I practice with my celestial eye closed so I am unable to see things in other dimensions; however, I completely enlightened to Teacher's words from such a small experience.

Two years ago, a practitioner in my village died as a result of the persecution. After that we had to get materials from the county 20 miles away. I started to think about making the materials myself and asked a practitioner in that county to help. She said, "This is very serious, so I will have to discuss it with the other practitioners." A week later, when I went to pick up copies of "Minghui Weekly," I asked about their decision and a fellow practitioner smiled and told me it was okay. Several days later, a heavy snowfall blocked the road. I was worried because fellow practitioners need to read the current edition of Minghui Weekly. Small things in Dafa are big things and fellow practitioners need to improve as one body, so I had to do it. At 10 a.m., I pushed my motorbike to the front door, but I could not start the engine. I realized I should not ride the motorbike so I went on my bicycle.

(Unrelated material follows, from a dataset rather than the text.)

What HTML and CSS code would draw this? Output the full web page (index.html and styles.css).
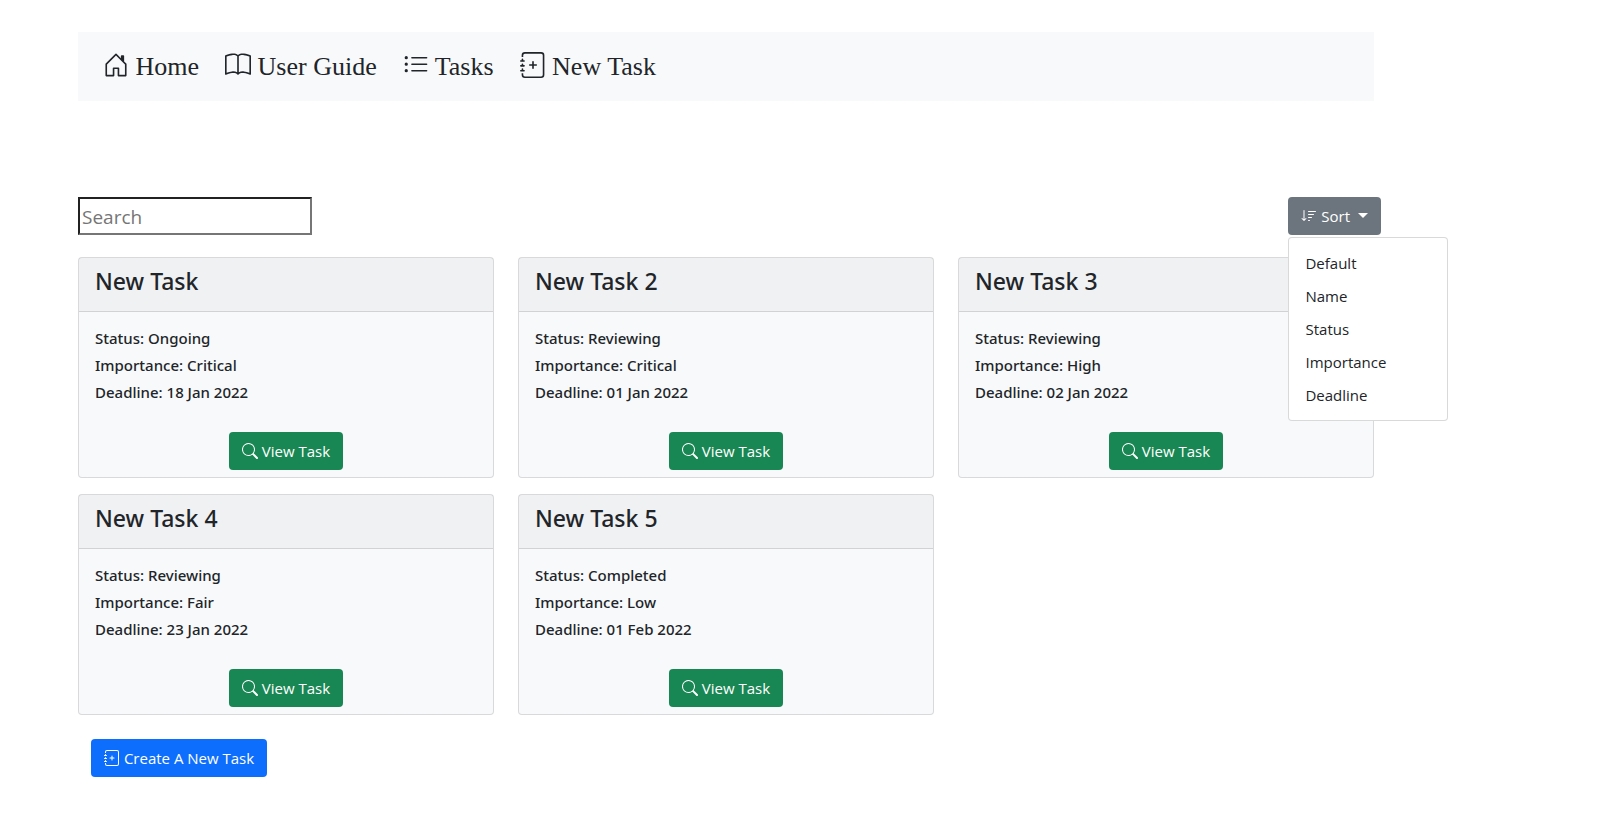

Forty minutes later I arrived at the practitioner's home and told him I had come to transport the equipment. He lent me his tricycle. We went to the shop to purchase equipment, paper, and ink. He then accompanied me to the major road on the edge of the county. That morning there had been heavy fog on the small roads in my village. I suddenly realized why the motorbike would not start: in such weather, there is no telling how many times I would have fallen from the motorbike, not to mention that it would not have been possible for me to ride with all the things I had in the tricycle. The snow melted at noon and then froze to ice when the sun went down. The road was like a skating rink. I thank Teacher for protecting me.

These are some of my experiences in my practice. Please correct me if there are any mistakes.